6.) Technology Solutions

Companies may wish to introduce distracted driving tech solutions into their fleet. In this case, it has to be explained why these solutions are being installed, how the system operates and its unique features and benefits. Explain that on-the-road training will be provided to educate drivers about how to use a distracted driving solution practically during everyday missions. Employees must understand that the goal of collecting data is to improve fleet safety and not to pressurize drivers to meet their targets.

 

Phase Two: On-The-Road Training and Evaluation

Only a practical behind-the-wheel distracted driving training program will break bad driving habits. As mentioned above, a company should put in place best-practices safety protocols in accordance with their safe driving policy. Practical training sessions will form a key part in making sure these practices are followed by drivers.

Here are just some of the best practices that a supervisor will monitor during behind-the-wheel evaluations of driving skills and behaviours.

  • The driver has their mobile phones turned off before starting the vehicle.
  • The driver has made all adjustments before setting off. These include GPS, climate control, and sound systems, as well as mirrors and seats.
  • Text messages and emails have been sent before the employee starts driving.
  • The driver has planned “rest” periods into their trips every two to three hours to check emails and return calls.
  • No attempt has been made to make calls or check/send emails while stopped at a traffic light.
  • Driver’s eyes are always kept on the road and cool-looking buildings or eye-catching billboards have not caused a distraction.

These are many other safety best-practices procedures that a company will outline in their distracted driving policy and which will be included in a supervisor’s checklist when coaching a driver on the risks of distracted driving and preventing distracted driving within their fleet. The goal of the evaluation is to help the driver learn to better recognise and respond to traffic hazards and stay focused on driving.

 

Ongoing Fleet Safety Training:

However, a once-off driver-training session won’t do the job. Companies with the best road safety performance generally provide “refresher” driver training with every 2 to 3 years (the leading companies also provide corrective training to drivers who are involved in a crash where they were at fault). Every training-based approach to minimizing distracted driving must include:

  • Ongoing driver education and driver safety evaluation programs
  • Regular reinforcement of the policy through reminders and other actions to emphasise the importance of ending distracted driving
  • Regular monitoring of compliance with the distracted driving policy and consequences for non-compliance
  • Inclusion of driver safety performance metrics into employee performance evaluations
  • A company safe driving culture that supports driver safety and is modelled by leadership

Safe driving training should address the additional issues of aggressive driving, unsafe driving, other elements of driving distraction, hard braking, fatigued driving and drowsy driving, defensive driving and defensive driving training, and best practices for driving on a national highway and operating in highway traffic.

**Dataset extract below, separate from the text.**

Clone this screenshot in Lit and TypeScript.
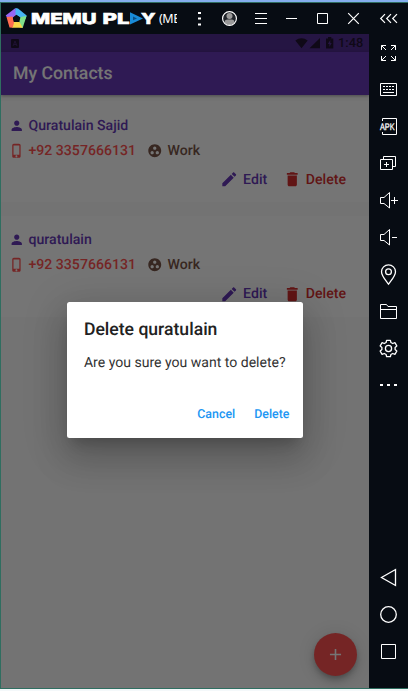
import { LitElement, html, css, svg } from "lit";
import { customElement, property } from "lit/decorators.js";

const material: Record<string, string> = {
  person: "M12 12c2.21 0 4-1.79 4-4s-1.79-4-4-4-4 1.79-4 4 1.79 4 4 4zm0 2c-2.67 0-8 1.34-8 4v2h16v-2c0-2.66-5.33-4-8-4z",
  phone: "M15.5 1h-8C6.12 1 5 2.12 5 3.5v17C5 21.88 6.12 23 7.5 23h8c1.38 0 2.5-1.12 2.5-2.5v-17C18 2.12 16.88 1 15.5 1zm-4 21c-.83 0-1.5-.67-1.5-1.5s.67-1.5 1.5-1.5 1.5.67 1.5 1.5-.67 1.5-1.5 1.5zm4.500-4H7V4h9v14z",
  group: "M12 2C6.480 2 2 6.480 2 12s4.480 10 10 10 10-4.480 10-10S17.520 2 12 2zM8 17.500c-1.380 0-2.500-1.120-2.500-2.500s1.120-2.500 2.500-2.500 2.500 1.120 2.500 2.500-1.120 2.500-2.500 2.500zM9.500 8c0-1.380 1.120-2.500 2.500-2.500s2.500 1.120 2.500 2.500-1.120 2.500-2.500 2.500S9.500 9.380 9.500 8zm6.500 9.500c-1.380 0-2.500-1.120-2.500-2.500s1.120-2.500 2.500-2.500 2.500 1.120 2.500 2.500-1.120 2.500-2.500 2.500z",
  edit: "M3 17.25V21h3.75L17.81 9.940l-3.750-3.750L3 17.250zM20.710 7.040c.39-.39.39-1.020 0-1.410l-2.340-2.340c-.39-.39-1.020-.39-1.410 0l-1.830 1.830 3.750 3.750 1.830-1.830z",
  trash: "M6 19c0 1.100.9 2 2 2h8c1.100 0 2-.9 2-2V7H6v12zM19 4h-3.500l-1-1h-5l-1 1H5v2h14V4z",
  add: "M19 13h-6v6h-2v-6H5v-2h6V5h2v6h6v2z",
};

const tools: Record<string, unknown> = {
  fullscreen: svg`<path d="M12.500 16V11.500H17M12.500 11.500l4.500 4.500M22 11.500h4.500v4.500M26.500 11.500l-4.500 4.500M12.500 22v4.500h4.500M12.500 26.500l4.500-4.500M26.500 22v4.500h-4.500M26.500 26.500l-4.500-4.500"/>`,
  keyboard: svg`<path d="M11.500 12.500h16v12h-16z"/><path d="M14 15.500h11M14 18.500h11" stroke-dasharray="2 1"/><path d="M14 21.500h11"/>`,
  apk: svg`<path d="M13.500 13v-2.500h14v16h-14v-2.500"/><text class="apk" x="11" y="22" textLength="14.500" lengthAdjust="spacingAndGlyphs">APK</text>`,
  windows: svg`<path d="M14.500 14v-2.500h12v10h-2.500M11.500 14.500h12v10h-12zM15 19.500h5M17.500 17v5"/>`,
  louder: svg`<path d="M11.500 15.500h3.500l5.500-5v15.500l-5.500-4.500h-3.500zM22 18.500h7M25.500 15v7"/>`,
  quieter: svg`<path d="M11.500 15.500h3.500l5.500-5v15.500l-5.500-4.500h-3.500zM23 18.500h5"/>`,
  pin: svg`<path stroke-width="1.300" d="M19.500 28.200C17 24.500 12.500 20 12.500 15.700a7 6.800 0 0 1 14 0C26.500 20 22 24.500 19.500 28.200z"/><circle cx="19.500" cy="15.700" r="2.900" stroke-width="1.300"/>`,
  folder: svg`<path d="M11.500 25.500v-14h6l1.500 2h8.500v12zM11.500 16.500h16"/>`,
  gear: svg`<path stroke-width="1.300" stroke-linejoin="round" d="M17.600 10.300h3.800l.5 2.200 1.800 1 2.200-.8 1.900 3.200-1.700 1.500v2.200l1.700 1.500-1.900 3.200-2.200-.8-1.800 1-.5 2.200h-3.800l-.5-2.200-1.800-1-2.200.8-1.900-3.200 1.700-1.500v-2.200l-1.700-1.500 1.900-3.200 2.200.8 1.800-1z"/><circle cx="19.500" cy="18.500" r="3.100" stroke-width="1.300"/>`,
  more: svg`<path stroke-width="2" d="M11 18h3M18 18h3M25 18h3"/>`,
  back: svg`<path stroke-width="1.300" d="M26.500 10.500v16L12.500 18.500z"/>`,
  home: svg`<circle cx="19.500" cy="18.500" r="7.800" stroke-width="1.300"/>`,
  recent: svg`<path d="M12.500 11.500h14v14h-14z"/>`,
};

const controls: unknown[] = [
  svg`<path stroke-width="3" d="M16.500 9v2M16.500 14.500v2M16.500 20.500v2"/>`,
  svg`<circle cx="15.500" cy="15.500" r="5.900" fill="#20242a" stroke="none"/><circle cx="15.500" cy="13" r="3" fill="#999" stroke="none"/><path fill="#999" stroke="none" d="M10.500 19.500q0-3 3-3h4q3 0 3 3-2 2.500-5 2.500t-5-2.500z"/><circle cx="15.500" cy="15.500" r="6.900" stroke-width="1.200"/>`,
  svg`<path d="M10 10.500h12M10 15.500h12M10 20.500h12"/>`,
  svg`<path d="M10 15.500h11"/>`,
  svg`<path d="M10.500 10.500h10v10h-10z"/>`,
  svg`<path stroke-width="1.200" d="M10.200 10.200l10.600 10.600M20.800 10.200l-10.600 10.600"/>`,
];

@customElement("m-icon")
class MIcon extends LitElement {
  @property() name = "";
  static styles = css`
    :host { display: block; flex: none; }
    svg { display: block; width: 100%; height: 100%; fill: currentColor; }
  `;
  render() {
    return html`<svg viewBox="0 0 24 24"><path d=${material[this.name]} /></svg>`;
  }
}

@customElement("contact-card")
class ContactCard extends LitElement {
  @property() name = "";
  @property() phone = "";
  @property() group = "";
  static styles = css`
    :host {
      display: block; height: 101px; box-sizing: border-box; padding: 12px 0 0 7.500px;
      background: #fff; font-size: 14.100px; font-weight: 500;
    }
    .row { display: flex; align-items: center; height: 25px; white-space: nowrap; }
    .small { width: 15.500px; height: 15.500px; margin-right: 4.500px; }
    .name { color: #673ab7; }
    .phone { color: #ff5252; }
    .tag { color: #795548; display: flex; align-items: center; margin-left: 11.500px; }
    .actions { height: 33px; justify-content: flex-end; padding-right: 23px; }
    .edit, .delete { display: flex; align-items: center; }
    .edit { color: #673ab7; margin-right: 15.500px; }
    .delete { color: #d32f2f; }
    .large { width: 18.500px; height: 18.500px; margin-right: 4.700px; }
  `;
  render() {
    return html`
      <div class="row name"><m-icon class="small" name="person"></m-icon>${this.name}</div>
      <div class="row">
        <m-icon class="small phone" name="phone"></m-icon><span class="phone">${this.phone}</span>
        <span class="tag"><m-icon class="small" name="group"></m-icon>${this.group}</span>
      </div>
      <div class="row actions">
        <span class="edit"><m-icon class="large" name="edit"></m-icon>Edit</span>
        <span class="delete"><m-icon class="large" name="trash"></m-icon>Delete</span>
      </div>
    `;
  }
}

@customElement("app-root")
class AppRoot extends LitElement {
  static styles = css`
    :host {
      display: flex; flex-direction: column; box-sizing: border-box; width: 408px; height: 691px;
      overflow: hidden; background: #f4f8fa; font-family: Roboto, sans-serif;
      text-rendering: geometricPrecision;
    }
    .edge { height: 2px; flex: none; background: #84aeee; }
    .window {
      height: 687px; box-sizing: border-box; display: flex; flex-direction: column;
      border: 1px solid #2f6e60; border-right: 0; background: #070c13;
    }
    svg { display: block; flex: none; }
    .line { fill: none; stroke: #fff; stroke-width: 1; }
    .top { display: flex; height: 31px; flex: none; }
    .brand { width: 176px; display: flex; overflow: hidden; margin-right: 6px; }
    .logo { font: 800 15px Inter, sans-serif; fill: #fff; stroke: #fff; stroke-width: 0.600px; }
    .vm { color: #fff; font: 12.500px/32px "Noto Sans", sans-serif; letter-spacing: -0.400px; margin-left: 2px; }
    .main { display: flex; flex: 1; min-height: 0; }
    .phone { width: 368px; position: relative; overflow: hidden; background: #fafafa; }
    .status {
      height: 18px; background: #522e92; display: flex; align-items: center; color: #211432;
      font-size: 12.800px; font-weight: 500; line-height: 16px;
    }
    .clock { margin-top: 2px; }
    .bar {
      height: 43px; box-sizing: border-box; padding-left: 12px; background: #673ab7; color: #fff;
      font-size: 17.700px; font-weight: 500; line-height: 44px; box-shadow: 0 1px 3px rgba(0, 0, 0, 0.35);
    }
    .cards { display: flex; flex-direction: column; gap: 13.500px; padding-top: 6px; }
    .fab {
      position: absolute; right: 12px; bottom: 12px; width: 43px; height: 43px; border-radius: 50%;
      background: #ff5252; color: #fff; display: grid; place-items: center;
      box-shadow: 0 3px 5px -1px rgba(0,0,0,.2), 0 6px 10px rgba(0,0,0,.14), 0 1px 18px rgba(0,0,0,.12);
    }
    .plus { width: 19px; height: 19px; }
    .scrim {
      position: absolute; inset: 0; background: rgba(0, 0, 0, 0.54);
      display: flex; align-items: center; justify-content: center;
    }
    .dialog {
      box-sizing: border-box; width: 235.400px; height: 136px; margin: 18px 0.400px 0 0; border-radius: 2.500px;
      background: #fff; padding: 17px 13px 0 16.800px; color: #212121;
      box-shadow: 0 10px 13px -6px rgba(0,0,0,.2), 0 21px 34px 3px rgba(0,0,0,.14), 0 8px 41px 7px rgba(0,0,0,.12);
    }
    .title { font-size: 17.600px; font-weight: 500; line-height: 22px; white-space: nowrap; }
    .body { font-size: 14.050px; line-height: 20px; margin-top: 11.500px; white-space: nowrap; color: #333; }
    .buttons {
      display: flex; justify-content: flex-end; gap: 19px; margin-top: 34.500px; color: #2196f3;
      font-size: 12.400px; font-weight: 500; line-height: 16px;
    }
    .side { width: 39px; display: flex; flex-direction: column; }
    .push { margin-top: auto; }
    .nav { margin-bottom: 18px; }
    .apk { font: 9.500px "Liberation Sans", sans-serif; fill: #fff; stroke: #fff; stroke-width: 0.300px; }
  `;
  tool(name: string) {
    return html`<svg class="line" width="39" height="37" viewBox="0 0 39 37">${tools[name]}</svg>`;
  }
  render() {
    return html`
      <div class="edge"></div>
      <div class="window">
        <div class="top">
          <div class="brand">
            <svg width="156" height="31" viewBox="1 3 156 31">
              <path fill="#9666f4" d="M15.500 8 5.700 15.500 7.500 18 13 18 17 15z" />
              <path fill="#46b4f4" d="M15.500 8 18 8.500 26.700 15.500 25.500 19 20.500 17.500 15.500 14.500z" />
              <path fill="#7fe08a" d="M26.500 16 22.700 28 19 27 19.500 21 20.500 17z" />
              <path fill="#f9d648" d="M22.700 27.800H12L13 22 19.500 22z" />
              <path fill="#ff6d50" d="M6.500 17 12.500 16.500 14 23 12.500 27.800 9.500 27.500z" />
              <path fill="#070c13" d="M16.300 14.800 20 17.500 18.600 21.800H14.200L12.900 17.500z" />
              <text class="logo" x="31" y="23.500" textLength="65.500" lengthAdjust="spacingAndGlyphs">MEMU</text>
              <text class="logo" x="102.500" y="23.500" textLength="27" lengthAdjust="spacingAndGlyphs">PL</text>
              <path fill="#198bd8" d="M130 12.300 143 18.400 130 24.500z" />
              <path fill="#0b4f85" d="M133 16.500 137 18.400 133 20.300z" />
              <text class="logo" x="141" y="23.500" textLength="14.500" lengthAdjust="spacingAndGlyphs">Y</text>
            </svg>
            <span class="vm">(ME</span>
          </div>
          ${controls.map((c) => html`<svg class="line" width="31" height="31">${c}</svg>`)}
          <svg class="line" width="39" height="31"><path stroke-width="1.200" d="M16 11.200l-4.300 4.300 4.300 4.300M22 11.200l-4.300 4.300 4.300 4.300M28 11.200l-4.300 4.300 4.300 4.300" /></svg>
        </div>
        <div class="main">
          <div class="phone">
            <div class="status">
              <svg width="337" height="18" viewBox="1 34 337 18">
                <rect x="11" y="39" width="8" height="9" rx="1" fill="#211432" />
                <path d="M13 46l2-5 2 5M14 44.500h2" fill="none" stroke="#432670" />
                <path fill="#211432" d="M295.300 40.500q6.200-4.500 12.400 0l-6.200 7.800zM320 38v10.200h-10.500zM326 38.500h2v-1.500h3.300V38.500h2v10H326z" />
                <path fill="#522e92" d="M330.300 40l-2.500 4h1.600v3l2.300-4h-1.400z" />
              </svg>
              <span class="clock">1:48</span>
            </div>
            <div class="bar">My Contacts</div>
            <div class="cards">
              <contact-card name="Quratulain Sajid" phone="+92 3357666131" group="Work"></contact-card>
              <contact-card name="quratulain" phone="+92 3357666131" group="Work"></contact-card>
            </div>
            <div class="fab"><m-icon class="plus" name="add"></m-icon></div>
            <div class="scrim">
              <div class="dialog">
                <div class="title">Delete quratulain</div>
                <div class="body">Are you sure you want to delete?</div>
                <div class="buttons"><span>Cancel</span><span>Delete</span></div>
              </div>
            </div>
          </div>
          <div class="side">
            ${["fullscreen", "keyboard", "apk", "windows", "louder", "quieter", "pin", "folder", "gear", "more"].map((n) => this.tool(n))}
            <div class="push"></div>
            <div class="nav">${["back", "home", "recent"].map((n) => this.tool(n))}</div>
          </div>
        </div>
      </div>
    `;
  }
}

In summary, a comprehensive fleet distracted driving training programme is one that combines in-house training with practical, behind-the-wheel driving evaluations. See the key benefits of fleet distracted driving training that result: In the short term, training breaks dangerous driving habits, protecting both drivers and the communities in which they operate; in the long term, it protects an organisation against the rising costs of distracted driving crashes, while also safeguarding a company’s reputation and bottom line. So let’s get our distracted driving policies straight and our fleet safety programmes underway.